Task statement: Extract the opening line of the entries and every line after it, stopping at and including the line that contains "MdAccountCircle, MdEdit, MdAssignmentReturned". Do not include pictures.

Available data:

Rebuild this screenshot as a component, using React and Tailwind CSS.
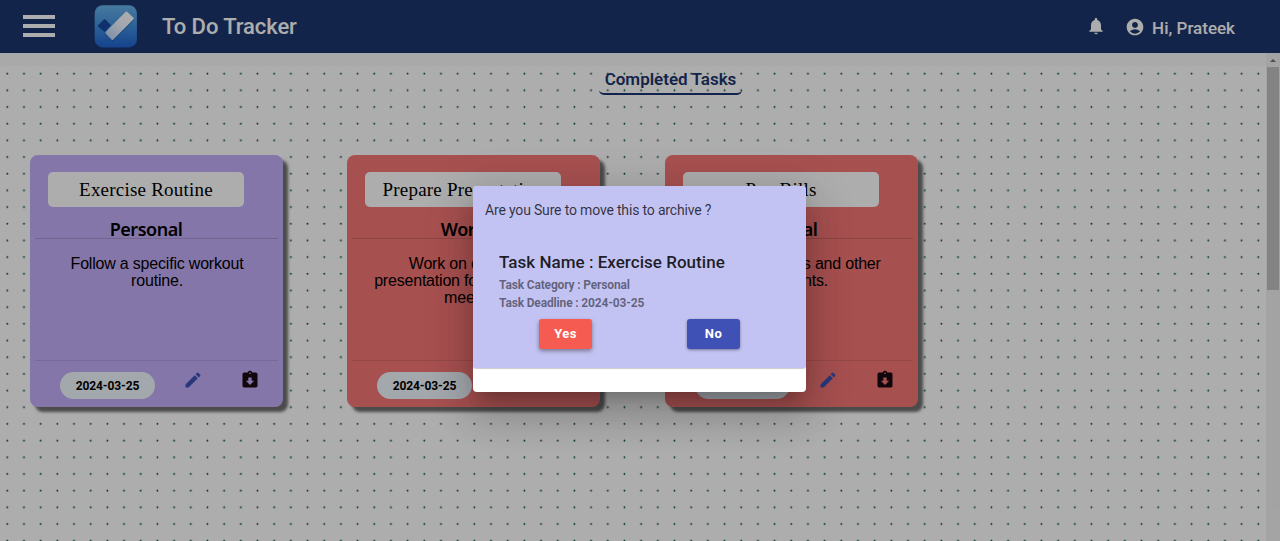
import React from "react";
import { MdNotifications, MdAccountCircle, MdEdit, MdAssignmentReturned } from "react-icons/md";

const tasks = [
  { name: "Exercise Routine", category: "Personal", lines: ["Follow a specific workout", "routine."], date: "2024-03-25", color: "bg-[#c5affb]" },
  { name: "Prepare Presentation", category: "Work", lines: ["Work on creating a", "presentation for the business", "meeting."], date: "2024-03-25", color: "bg-[#f77676]" },
  { name: "Pay Bills", category: "Personal", lines: ["Clear utility bills and other", "payments."], date: "2024-03-25", color: "bg-[#f77676]" },
];

function Logo() {
  return (
    <svg className="ml-[39px] h-[43px] w-[43px] shrink-0" viewBox="0 0 43 43">
      <defs>
        <linearGradient id="tile" x1="0" y1="0" x2="0" y2="1">
          <stop offset="0" stopColor="#6bb4ea" />
          <stop offset="0.5" stopColor="#4190de" />
          <stop offset="1" stopColor="#2063cf" />
        </linearGradient>
        <linearGradient id="mark" x1="1" y1="0" x2="0" y2="1">
          <stop offset="0" stopColor="#ffffff" />
          <stop offset="0.45" stopColor="#f4f7ff" />
          <stop offset="1" stopColor="#b0cdf7" />
        </linearGradient>
      </defs>
      <rect x="0.7" y="0.2" width="42.2" height="42.2" rx="8" fill="url(#tile)" />
      <path d="M4.2 20.2 9.6 14.8Q10.6 13.8 11.6 14.8L17 20.2 10.8 27 4.2 21.8Q3.6 21 4.2 20.2Z" fill="#17479f" />
      <path d="M12 27.3 31.4 7.7Q32.4 6.7 33.4 7.7L39.3 13.2Q40.3 14.2 39.3 15.2L19.4 35.2Q18.4 36.2 17.4 35.2L12 29.6Q10.8 28.5 12 27.3Z" fill="#1b4fa8" opacity="0.45" transform="translate(0 .9)" />
      <path d="M12 26.6 31.4 7Q32.4 6 33.4 7L39.3 12.5Q40.3 13.5 39.3 14.5L19.4 34.5Q18.4 35.5 17.4 34.5L12 28.9Q10.8 27.8 12 26.6Z" fill="url(#mark)" />
    </svg>
  );
}

function TopBar() {
  return (
    <header className="flex h-[53px] shrink-0 items-center bg-[#1d356d] pl-[23px] pr-[45px] text-white">
      <div className="mb-[2px] flex w-8 shrink-0 flex-col gap-[5px]">
        <span className="h-1 bg-white" />
        <span className="h-1 bg-white" />
        <span className="h-1 bg-white" />
      </div>
      <Logo />
      <h1 className="ml-[25px] text-[22px] font-medium leading-8 tracking-[-0.08px]">To Do Tracker</h1>
      <MdNotifications className="mb-[2px] ml-auto h-5 w-5" />
      <MdAccountCircle className="ml-[19px] mt-px h-5 w-5" />
      <span className="ml-[7px] mt-[2px] text-[17px] font-medium leading-6">Hi, Prateek</span>
    </header>
  );
}

function DotGrid() {
  return (
    <svg className="absolute left-0 top-[13px] h-[475px] w-[1267px]">
      <defs>
        <pattern id="dots" width="16.68" height="16.68" patternUnits="userSpaceOnUse">
          <circle cx="7.3" cy="7.6" r="0.93" fill="#004a3a" />
        </pattern>
      </defs>
      <rect width="1267" height="475" fill="url(#dots)" />
    </svg>
  );
}

function TaskCard({ task }) {
  return (
    <article className={"flex h-[252px] w-[253px] shrink-0 flex-col rounded-[8px] px-[5px] pt-[17px] text-black shadow-[5px_5px_3px_#707070] " + task.color}>
      <div className="ml-[13px] flex h-[35px] w-[196px] items-center justify-center whitespace-nowrap rounded-[5px] bg-white pt-px font-['Liberation_Serif',serif] text-[19px] tracking-[0.22px]">
        {task.name}
      </div>
      <h2 className="mt-[9px] h-[22px] w-[222px] text-center font-['Noto_Sans',sans-serif] text-[18px] font-semibold leading-[26px] tracking-[-0.5px]">{task.category}</h2>
      <div className="h-px shrink-0 bg-black/15" />
      <p className="mt-4 h-[105px] shrink-0 whitespace-nowrap pl-px text-center font-['Liberation_Sans',sans-serif] text-[16px] leading-[17px] tracking-[-0.2px]">
        {task.lines.map((line) => (
          <span key={line} className="block">{line}</span>
        ))}
      </p>
      <div className="h-px shrink-0 bg-black/10" />
      <div className="flex pl-[25px]">
        <span className="mt-[11px] flex h-[27px] w-[95px] items-center justify-center rounded-full bg-[#f0f8ff] text-[12px] font-bold tracking-[-0.1px]">{task.date}</span>
        <MdEdit className="ml-[28px] mt-[9px] h-5 w-5 text-[#3f51b5]" />
        <MdAssignmentReturned className="ml-[37px] mt-[9px] h-5 w-5 text-[#1a0a12]" />
      </div>
    </article>
  );
}

function ScrollBar() {
  return (
    <div className="ml-auto flex w-[14px] flex-col items-center bg-[#f1f1f1]">
      <svg className="h-[14px] w-3 shrink-0" viewBox="0 0 12 14"><path d="M3 9 6 6 9 9Z" fill="#737373" /></svg>
      <div className="h-[223px] w-3 shrink-0 bg-[#c1c1c1]" />
    </div>
  );
}

function ArchiveDialog() {
  return (
    <div className="absolute inset-0 flex items-start justify-center bg-black/32">
      <section className="mr-px mt-[186px] h-[206px] w-[333px] overflow-hidden rounded-[4px] bg-white shadow-[0_11px_15px_-7px_rgba(0,0,0,.2),0_24px_38px_3px_rgba(0,0,0,.14),0_9px_46px_8px_rgba(0,0,0,.12)]">
        <div className="h-[182px] rounded-b-[3px] bg-[#c3c3f3] pt-[14px] shadow-[0_1px_1px_rgba(0,0,0,.2)]">
          <p className="pl-[12px] text-[14px] leading-5 tracking-[-0.17px] text-black/75">Are you Sure to move this to archive ?</p>
          <div className="pl-[26px] pt-[30px]">
            <h3 className="text-[17px] font-medium leading-6 tracking-[0.03px] text-black/85">Task Name : Exercise Routine</h3>
            <p className="mt-[2px] text-[12px] font-bold leading-[18px] tracking-[-0.16px] text-black/50">Task Category : Personal</p>
            <p className="text-[12px] font-bold leading-[18px] tracking-[-0.16px] text-black/50">Task Deadline : 2024-03-25</p>
            <div className="mt-[7px] flex gap-[95px] pl-[40px] text-[13px] font-bold tracking-[0.4px] text-white">
              <button className="h-[30px] w-[53px] rounded-[3px] bg-[#f55b50] shadow-[0_2px_4px_rgba(0,0,0,.4)]">Yes</button>
              <button className="h-[30px] w-[53px] rounded-[3px] bg-[#3f51b5] shadow-[0_1px_3px_rgba(0,0,0,.4)]">No</button>
            </div>
          </div>
        </div>
      </section>
    </div>
  );
}

export default function App() {
  return (
    <div className="relative flex h-[541px] w-[1280px] flex-col overflow-hidden bg-white font-['Roboto',sans-serif]">
      <TopBar />
      <main className="relative flex min-h-0 flex-1">
        <DotGrid />
        <div className="relative w-[1266px] shrink-0 bg-linear-to-b from-black/2 from-[13px] to-transparent to-[13px] pt-[14px]">
          <h2 className="ml-[599px] h-[28px] w-[143px] rounded-[5px] border-b-2 border-[#1d356d] text-center text-[17px] font-semibold leading-[25px] text-[#1d356d]">Completed Tasks</h2>
          <div className="mt-[60px] flex gap-16 pl-[30px]">
            {tasks.map((task, i) => (
              <div key={task.name} className={i === 2 ? "pl-px" : ""}>
                <TaskCard task={task} />
              </div>
            ))}
          </div>
        </div>
        <ScrollBar />
      </main>
      <ArchiveDialog />
    </div>
  );
}
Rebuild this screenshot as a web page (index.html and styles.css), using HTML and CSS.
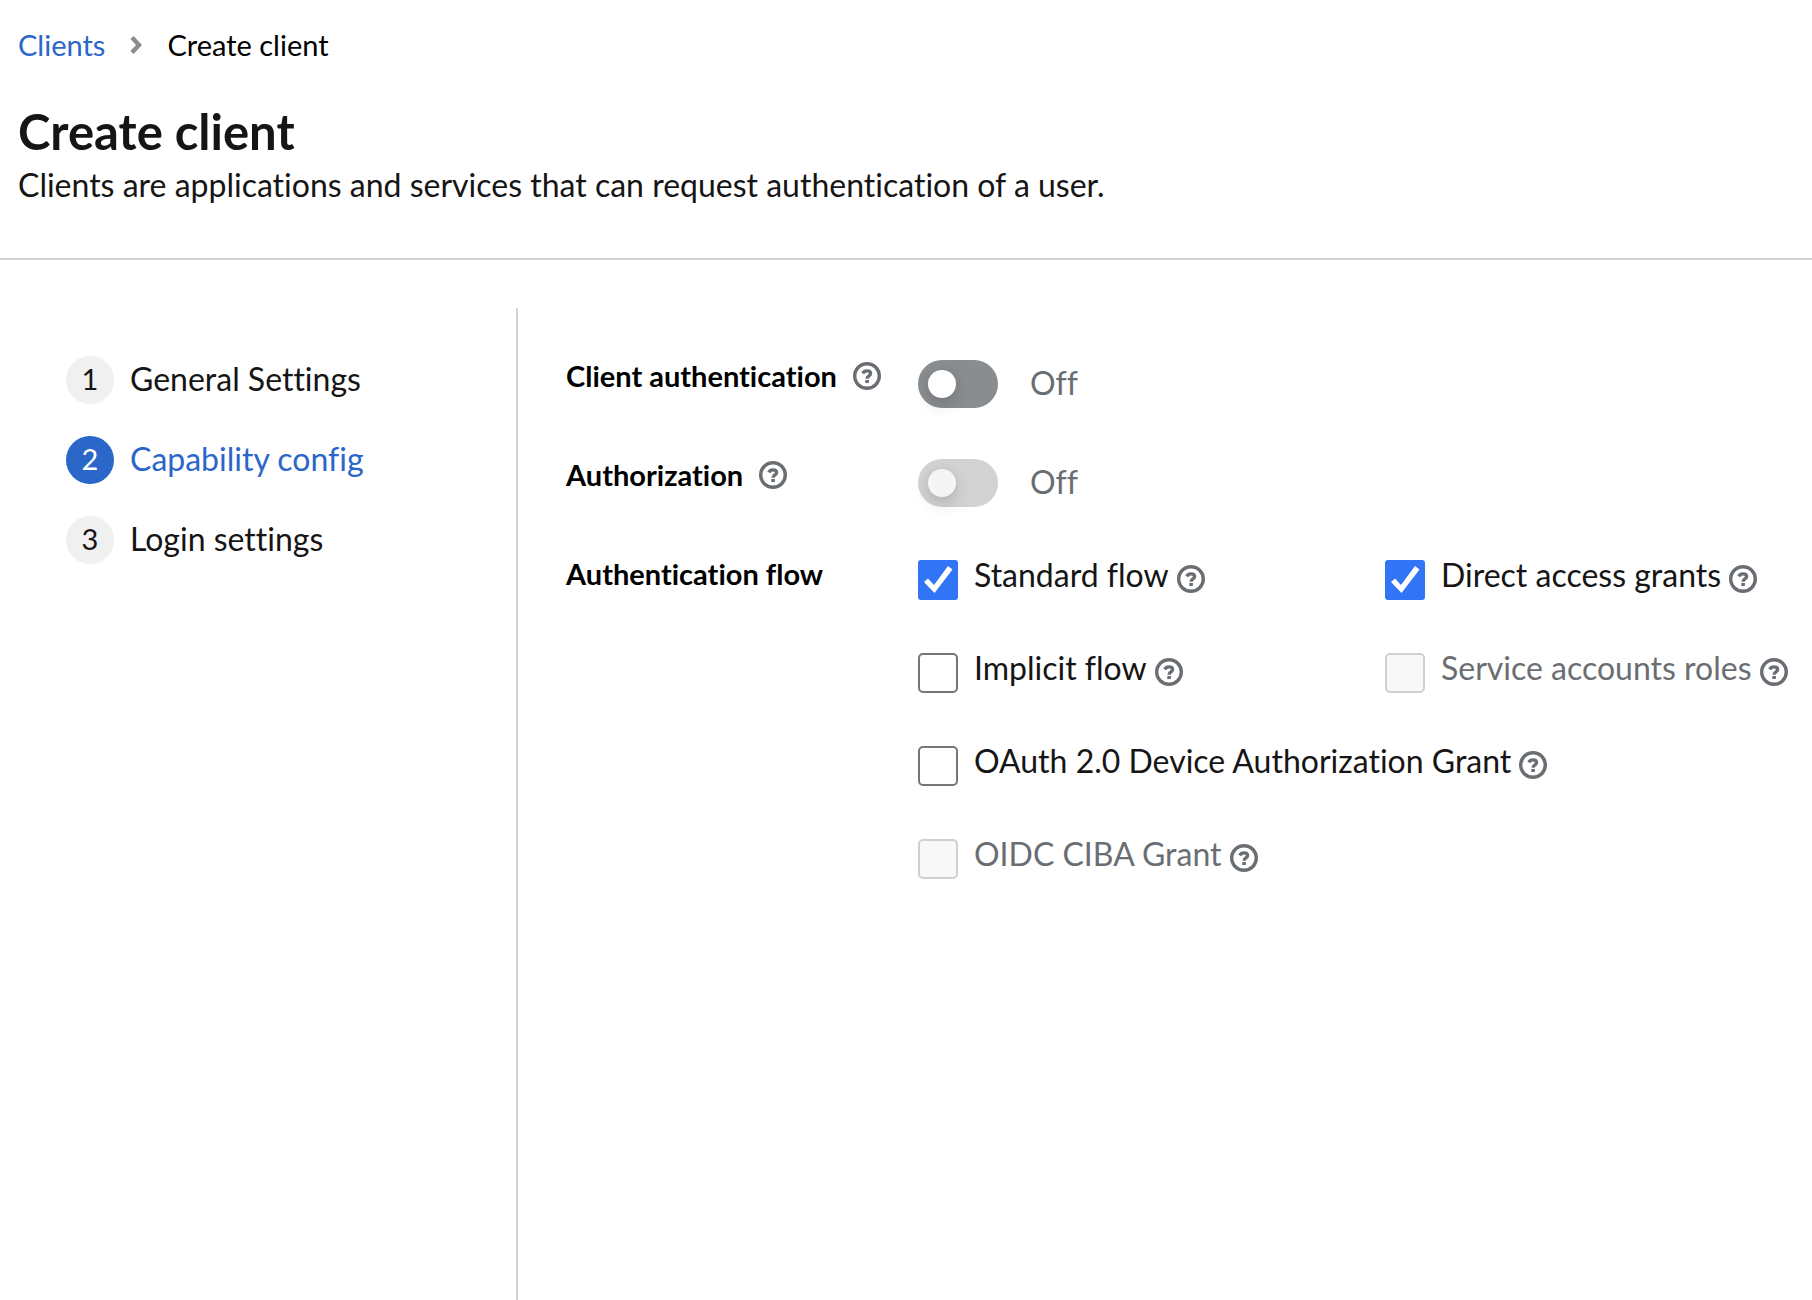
FILE: index.html
```html
<!DOCTYPE html>
<html lang="en">
<head>
    <meta charset="UTF-8">
    <meta name="viewport" content="width=device-width, initial-scale=1.0">
    <title>Create client</title>
    <link rel="stylesheet" href="styles.css">
</head>
<body>

<!-- Shared help icon -->
<svg class="sprite" aria-hidden="true">
    <symbol id="help" viewBox="0 0 28 28">
        <circle cx="14" cy="14" r="12.3" fill="none" stroke="currentColor" stroke-width="3.4"/>
        <path d="M9.7 11.4C10.6 9.7 12 8.9 13.9 8.9c2.3 0 3.7 1.1 3.7 2.7 0 2.4-3.5 2.3-3.5 5.2" fill="none" stroke="currentColor" stroke-width="3.4"/>
        <rect x="12.3" y="18" width="3.6" height="3" fill="currentColor"/>
    </symbol>
</svg>

<header class="header">
    <nav class="breadcrumb" aria-label="Breadcrumb">
        <a href="#">Clients</a>
        <svg class="chevron" viewBox="0 0 12 18" aria-hidden="true"><path d="M2 1.5L9 9l-7 7.5" fill="none" stroke="currentColor" stroke-width="4.4"/></svg>
        <span>Create client</span>
    </nav>
    <h1>Create client</h1>
    <p>Clients are applications and services that can request authentication of a user.</p>
</header>

<div class="wizard">
    <nav class="steps" aria-label="Steps">
        <ol>
            <li><a href="#"><span class="step-number">1</span>General Settings</a></li>
            <li><a href="#" class="current" aria-current="step"><span class="step-number">2</span>Capability config</a></li>
            <li><a href="#"><span class="step-number">3</span>Login settings</a></li>
        </ol>
    </nav>

    <main class="content">
        <form class="form">
            <div class="form-label">
                <label for="client-auth">Client authentication</label>
                <button type="button" class="help" aria-label="Help"><svg><use href="#help"/></svg></button>
            </div>
            <div class="switch">
                <input type="checkbox" role="switch" id="client-auth">
                <label for="client-auth">Off</label>
            </div>

            <div class="form-label">
                <label for="authorization">Authorization</label>
                <button type="button" class="help" aria-label="Help"><svg><use href="#help"/></svg></button>
            </div>
            <div class="switch">
                <input type="checkbox" role="switch" id="authorization" disabled>
                <label for="authorization">Off</label>
            </div>

            <div class="form-label" id="flow-label">Authentication flow</div>
            <div class="flows" role="group" aria-labelledby="flow-label">
                <div class="check">
                    <input type="checkbox" id="standard" checked>
                    <label for="standard">Standard flow</label>
                    <button type="button" class="help" aria-label="Help"><svg><use href="#help"/></svg></button>
                </div>
                <div class="check">
                    <input type="checkbox" id="direct" checked>
                    <label for="direct">Direct access grants</label>
                    <button type="button" class="help" aria-label="Help"><svg><use href="#help"/></svg></button>
                </div>
                <div class="check">
                    <input type="checkbox" id="implicit">
                    <label for="implicit">Implicit flow</label>
                    <button type="button" class="help" aria-label="Help"><svg><use href="#help"/></svg></button>
                </div>
                <div class="check">
                    <input type="checkbox" id="service" disabled>
                    <label for="service">Service accounts roles</label>
                    <button type="button" class="help" aria-label="Help"><svg><use href="#help"/></svg></button>
                </div>
                <div class="check wide">
                    <input type="checkbox" id="device">
                    <label for="device">OAuth 2.0 Device Authorization Grant</label>
                    <button type="button" class="help" aria-label="Help"><svg><use href="#help"/></svg></button>
                </div>
                <div class="check wide">
                    <input type="checkbox" id="ciba" disabled>
                    <label for="ciba">OIDC CIBA Grant</label>
                    <button type="button" class="help" aria-label="Help"><svg><use href="#help"/></svg></button>
                </div>
            </div>
        </form>
    </main>
</div>

</body>
</html>
```
FILE: styles.css
```css
* {
    box-sizing: border-box;
}
body {
    font-family: Lato, "Open Sans", sans-serif;
    font-size: 32px;
    line-height: 46px;
    font-variant-ligatures: none;
    color: #151515;
    background-color: #fff;
    margin: 0;
    min-height: 100vh;
    display: flex;
    flex-direction: column;
}
.sprite {
    display: none;
}
.header {
    padding: 24px 18px 50px;
    border-bottom: 2px solid #d2d2d2;
}
.breadcrumb {
    display: flex;
    align-items: center;
    font-size: 29px;
    line-height: 42px;
    margin-bottom: 34px;
    color: #000;
}
.breadcrumb a {
    color: #2b66c9;
    text-decoration: none;
}
.chevron {
    width: 12px;
    height: 18px;
    margin: 0 25px;
    color: #8a8d90;
}
h1 {
    font-size: 49px;
    font-weight: 700;
    line-height: 62px;
    margin: 0;
}
.header p {
    margin: 0;
}
.wizard {
    display: flex;
    flex: 1;
    margin-top: 48px;
}
.steps {
    flex: 0 0 518px;
    padding: 48px 66px;
    border-right: 2px solid #d2d2d2;
}
.steps ol {
    list-style: none;
    margin: 0;
    padding: 0;
    display: flex;
    flex-direction: column;
    gap: 32px;
}
.steps a {
    display: flex;
    gap: 16px;
    color: #151515;
    text-decoration: none;
}
.step-number {
    width: 48px;
    height: 48px;
    border-radius: 50%;
    background-color: #f0f0f0;
    font-size: 29px;
    text-align: center;
}
.steps .current {
    color: #2b66c9;
}
.current .step-number {
    background-color: #2b66c9;
    color: #fff;
}
.content {
    flex: 1;
    padding: 48px 0 48px 48px;
}
.form {
    display: grid;
    grid-template-columns: 352px 1fr;
    row-gap: 47px;
}
.form-label {
    display: flex;
    align-items: center;
    gap: 16px;
    height: 40px;
    font-size: 29px;
    font-weight: 700;
    line-height: 40px;
    color: #000;
}
.help {
    display: flex;
    padding: 0;
    border: none;
    background: none;
    color: #6a6e73;
    cursor: pointer;
}
.help svg {
    width: 28px;
    height: 28px;
}
.switch {
    display: flex;
    align-items: flex-start;
    gap: 32px;
    height: 52px;
    padding-top: 4px;
    color: #6a6e73;
}
.switch input {
    appearance: none;
    width: 80px;
    height: 48px;
    margin: 0;
    padding: 10px;
    border-radius: 24px;
    background-color: #8a8d90;
}
.switch input::before {
    content: "";
    display: block;
    width: 28px;
    height: 28px;
    border-radius: 50%;
    background-color: #fff;
    box-shadow: 0 8px 16px rgba(3, 3, 3, 0.12), 0 0 8px rgba(3, 3, 3, 0.06);
}
.switch input:disabled {
    background-color: #d2d2d2;
}
.switch input:disabled::before {
    background-color: #f5f5f5;
}
.flows {
    display: grid;
    grid-template-columns: 1fr 1fr;
    gap: 47px 40px;
}
.check {
    display: flex;
    align-items: flex-start;
    line-height: 42px;
    white-space: nowrap;
}
.check.wide {
    grid-column: 1 / -1;
}
.check input {
    appearance: none;
    flex: none;
    width: 40px;
    height: 40px;
    margin: 6px 16px 0 0;
    border: 2px solid #767676;
    border-radius: 5px;
    background-color: #fff;
}
.check input:checked {
    border: none;
    border-radius: 3px;
    background-color: #3174f6;
}
.check input:checked::before {
    content: "";
    display: block;
    width: 40px;
    height: 40px;
    background-color: #fff;
    clip-path: path("M6 22L10 18.5L16 25L30 6L34.5 9.5L16.5 33Z");
}
.check input:disabled {
    border-color: #d0d0d0;
    background-color: #f8f8f8;
}
.check input:disabled + label {
    color: #6a6e73;
}
.check .help {
    margin: 11px 0 0 8px;
}
```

Final result:
Rebuild this screenshot as a component, using React and Tailwind CSS.
import React from "react";
import { MdNotifications, MdAccountCircle, MdEdit, MdAssignmentReturned } from "react-icons/md";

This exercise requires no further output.